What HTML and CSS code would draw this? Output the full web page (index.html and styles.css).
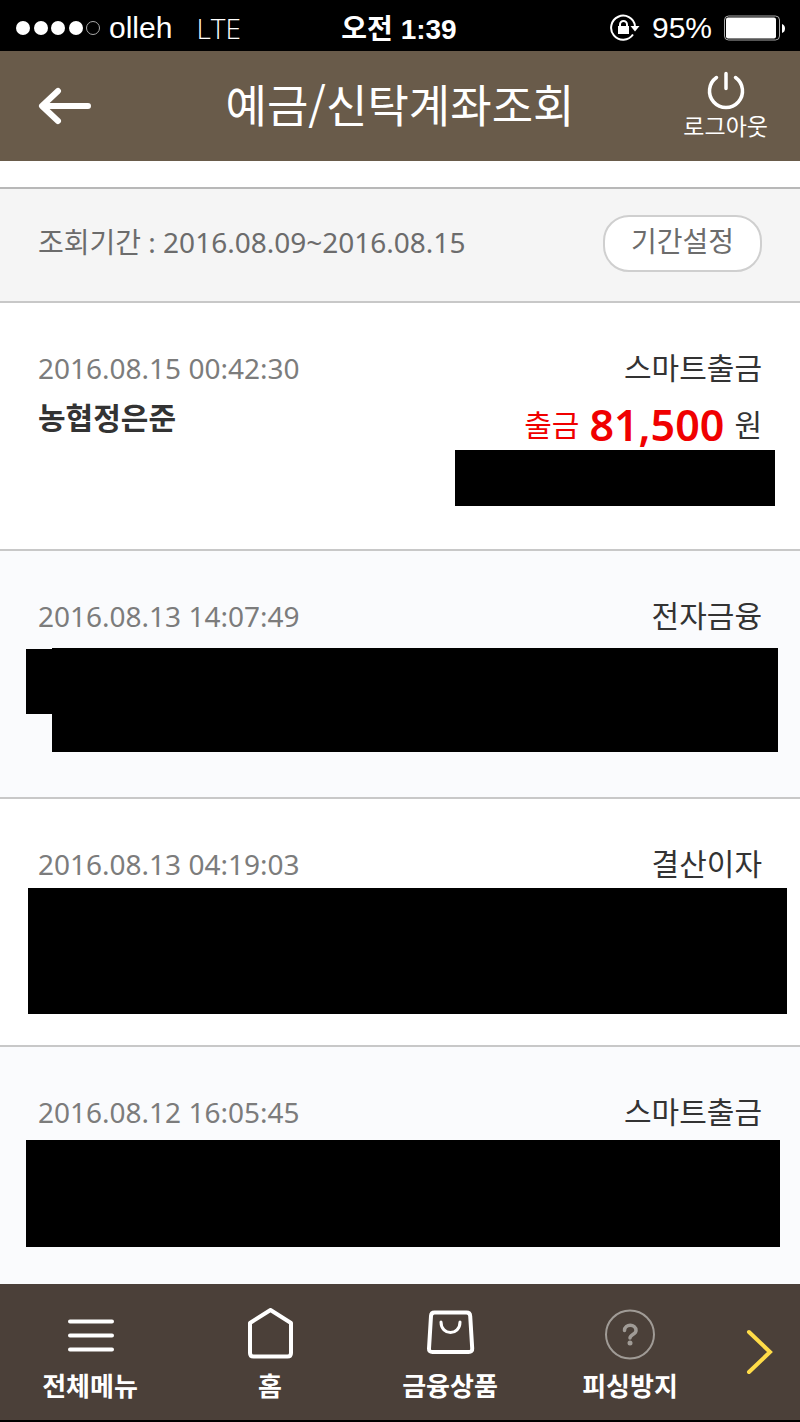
FILE: index.html
```html
<!DOCTYPE html>
<html lang="ko">

<head>
  <meta charset="UTF-8">
  <meta name="viewport" content="width=device-width, initial-scale=1.0">
  <title>예금/신탁계좌조회</title>
  <link rel="stylesheet" href="styles.css">
</head>

<body>
  <div class="status-bar">
    <div class="status-left">
      <svg class="signal" width="85" height="16" viewBox="0 0 85 16" fill="#fff">
        <circle cx="7" cy="8" r="7" />
        <circle cx="25" cy="8" r="7" />
        <circle cx="42" cy="8" r="7" />
        <circle cx="60" cy="8" r="7" />
        <circle cx="77" cy="8" r="6.5" fill="none" stroke="#aaa" />
      </svg>
      <span>olleh</span>
      <span class="network">LTE</span>
    </div>
    <div class="clock">오전 1:39</div>
    <div class="status-right">
      <svg width="30" height="28" viewBox="0 0 30 28" fill="none" stroke="#fff" stroke-width="2">
        <path d="M23 20.500A12 12 0 1 1 25 12" />
        <path d="M20.500 12h9l-4.500 5.500z" fill="#fff" stroke="none" />
        <rect x="8" y="12" width="11" height="8" fill="#fff" stroke="none" />
        <path d="M10 13v-2.500a3.500 3.500 0 0 1 7 0v2.500" />
      </svg>
      <span>95%</span>
      <svg width="62" height="26" viewBox="0 0 62 26">
        <rect x="0.5" y="1" width="55" height="24" rx="4" fill="none" stroke="#aaa" />
        <rect x="2" y="2.500" width="50" height="21" rx="2" fill="#fff" />
        <path d="M58 9q3 1 3 4.500t-3 4.500z" fill="#fff" />
      </svg>
    </div>
  </div>

  <header class="header">
    <button class="back-btn" aria-label="뒤로">
      <svg width="54" height="38" viewBox="0 0 54 38" fill="none" stroke="#fff" stroke-width="6" stroke-linecap="round" stroke-linejoin="round">
        <path d="M20 4L4 19l16 15M6 19h44" />
      </svg>
    </button>
    <h1 class="title">예금/신탁계좌조회</h1>
    <button class="logout-btn">
      <svg width="40" height="40" viewBox="0 0 40 40" fill="none" stroke="#fff" stroke-width="3.500" stroke-linecap="round">
        <path d="M10.500 7.500A16.500 16.500 0 1 0 29.500 7.500M20 3.500v15" />
      </svg>
      <span>로그아웃</span>
    </button>
  </header>

  <section class="period">
    <p class="period-text">조회기간 : 2016.08.09~2016.08.15</p>
    <button class="period-btn">기간설정</button>
  </section>

  <main class="records">
    <article class="record">
      <div class="record-row">
        <time class="date">2016.08.15 00:42:30</time>
        <span class="kind">스마트출금</span>
      </div>
      <div class="record-row detail">
        <strong class="name">농협정은준</strong>
        <p class="amount"><span class="out">출금</span><b>81,500</b><span class="won">원</span></p>
      </div>
      <div class="mask mask-balance"></div>
    </article>

    <article class="record">
      <div class="record-row">
        <time class="date">2016.08.13 14:07:49</time>
        <span class="kind">전자금융</span>
      </div>
      <div class="mask-pair">
        <div class="mask mask-tab"></div>
        <div class="mask mask-body"></div>
      </div>
    </article>

    <article class="record">
      <div class="record-row">
        <time class="date">2016.08.13 04:19:03</time>
        <span class="kind">결산이자</span>
      </div>
      <div class="mask mask-tall"></div>
    </article>

    <article class="record">
      <div class="record-row">
        <time class="date">2016.08.12 16:05:45</time>
        <span class="kind">스마트출금</span>
      </div>
      <div class="mask mask-wide"></div>
    </article>
  </main>

  <nav class="bottom-nav">
    <a href="#" class="nav-item">
      <svg width="52" height="52" viewBox="0 0 52 52" fill="none" stroke="#fff" stroke-width="4" stroke-linecap="round">
        <path d="M6 13.500h42M6 27.500h42M6 41.500h42" />
      </svg>
      <span>전체메뉴</span>
    </a>
    <a href="#" class="nav-item">
      <svg width="52" height="52" viewBox="0 0 52 52" fill="none" stroke="#fff" stroke-width="4" stroke-linejoin="round">
        <path d="M26.500 2L47 15v30q0 3.500-3.500 3.500h-34Q6 48.500 6 45V15z" />
      </svg>
      <span>홈</span>
    </a>
    <a href="#" class="nav-item">
      <svg width="52" height="52" viewBox="0 0 52 52" fill="none" stroke="#fff" stroke-width="4" stroke-linecap="round">
        <path d="M10.500 4.500h32q3.500 0 3.700 3.500l2 32.500q.2 3.500-3.500 3.500H8.500q-3.700 0-3.500-3.500L7 8q.2-3.500 3.500-3.500z" />
        <path d="M17 14c0 14 19 14 19 0" stroke-width="3" />
      </svg>
      <span>금융상품</span>
    </a>
    <a href="#" class="nav-item">
      <svg width="52" height="52" viewBox="0 0 52 52" fill="none" stroke="#a09b96" stroke-linecap="round">
        <circle cx="26" cy="26.500" r="24" stroke-width="2" />
        <path d="M20.500 22.500c0-7 11.500-7 11.500 0 0 4-6 4-6 7.500" stroke-width="3.500" />
        <circle cx="26" cy="35" r="2.500" fill="#a09b96" stroke="none" />
      </svg>
      <span>피싱방지</span>
    </a>
    <button class="next-btn" aria-label="다음">
      <svg width="28" height="48" viewBox="0 0 28 48" fill="none" stroke="#ffdc48" stroke-width="4" stroke-linecap="round">
        <path d="M3 4l21 20L3 44" />
      </svg>
    </button>
  </nav>
</body>

</html>
```
FILE: styles.css
```css
* {
  box-sizing: border-box;
}

body {
  margin: 0;
  min-height: 100vh;
  display: flex;
  flex-direction: column;
  background-color: white;
  color: #333;
  font-family: "Noto Sans", "Noto Sans CJK KR", sans-serif;
  font-size: 28px;
}

h1,
p {
  margin: 0;
}

button {
  padding: 0;
  border: none;
  background: transparent;
  color: inherit;
  font-family: inherit;
  cursor: pointer;
}

svg {
  display: block;
  flex-shrink: 0;
}

/* status bar */
.status-bar {
  display: grid;
  grid-template-columns: 1fr auto 1fr;
  align-items: center;
  height: 51px;
  padding: 2px 14px 0 16px;
  background-color: black;
  color: white;
  font-family: "Liberation Sans", "Noto Sans CJK KR", sans-serif;
  font-size: 30px;
  line-height: 48px;
}

.status-left,
.status-right {
  display: flex;
  align-items: center;
  gap: 8px;
}

.status-right {
  justify-content: flex-end;
  gap: 12px;
}

.network {
  margin-left: 16px;
  font-family: "Open Sans", sans-serif;
  font-size: 28px;
  font-weight: 300;
}

.clock {
  padding: 4px 4px 0 0;
  font-size: 28px;
  font-weight: bold;
}

/* header */
.header {
  display: grid;
  grid-template-columns: 1fr auto 1fr;
  align-items: center;
  height: 110px;
  padding: 0 32px 0 38px;
  background-color: #695b4a;
  color: white;
}

.back-btn {
  justify-self: start;
}

.title {
  padding: 0 6px 4px 0;
  font-family: "Noto Sans CJK KR", sans-serif;
  font-size: 45px;
  font-weight: normal;
  line-height: 60px;
}

.logout-btn {
  display: flex;
  flex-direction: column;
  align-items: center;
  justify-self: end;
  font-size: 23px;
  line-height: 32px;
}

/* search period */
.period {
  display: flex;
  align-items: center;
  justify-content: space-between;
  height: 116px;
  margin-top: 26px;
  padding: 0 38px 4px;
  border-top: 2px solid #b8b8b8;
  border-bottom: 2px solid #c8c8c8;
  background-color: #f5f5f5;
  color: #6c6c6c;
}

.period-text {
  padding-bottom: 4px;
}

.period-btn {
  height: 57px;
  padding: 0 26px 6px;
  border: 2px solid #cfcfcf;
  border-radius: 26px;
  background-color: white;
  font-size: 28px;
}

/* records */
.records {
  flex: 1;
  display: flex;
  flex-direction: column;
}

.record {
  min-height: 248px;
  padding: 45px 38px 0;
  border-bottom: 2px solid #c8c8c8;
}

.record:nth-child(even) {
  background-color: #fafbfd;
}

.record:last-child {
  flex: 1;
  min-height: 0;
  padding-bottom: 36px;
  border-bottom: none;
}

.record-row {
  display: flex;
  justify-content: space-between;
  line-height: 40px;
}

.date {
  color: #7c7c7c;
}

.kind,
.name,
.won,
.out {
  font-size: 30px;
}

.detail {
  height: 62px;
  line-height: 60px;
}

.amount {
  display: flex;
  align-items: center;
  gap: 10px;
  height: 74px;
}

.amount b {
  font-size: 43px;
  font-weight: 600;
}

.amount b,
.out {
  color: #f00000;
}

/* blacked out account details */
.mask {
  background-color: black;
}

.mask-balance {
  width: 320px;
  height: 56px;
  margin: 0 -13px 0 auto;
}

.mask-pair {
  display: flex;
  align-items: flex-start;
  margin: 12px -16px 0 -12px;
}

.mask-tab {
  width: 26px;
  height: 65px;
  margin-top: 1px;
}

.mask-body {
  flex: 1;
  height: 104px;
}

.mask-tall {
  height: 126px;
  margin: 4px -25px 0 -10px;
}

.mask-wide {
  height: 107px;
  margin: 8px -18px 0 -12px;
}

/* bottom navigation */
.bottom-nav {
  display: grid;
  grid-template-columns: repeat(4, 9fr) 4fr;
  height: 138px;
  border-bottom: 2px solid black;
  background-color: #4b4039;
  color: white;
}

.nav-item {
  display: flex;
  flex-direction: column;
  align-items: center;
  gap: 10px;
  padding-top: 24px;
  color: inherit;
  font-size: 26px;
  font-weight: bold;
  line-height: 32px;
  text-decoration: none;
}

.next-btn {
  display: flex;
  align-items: center;
  justify-content: center;
}
```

[What is being asked]
Using the listing above, pull out all lines that hold the word "styles".

[Full response]
What HTML and CSS code would draw this? Output the full web page (index.html and styles.css).
  <link rel="stylesheet" href="styles.css">
FILE: styles.css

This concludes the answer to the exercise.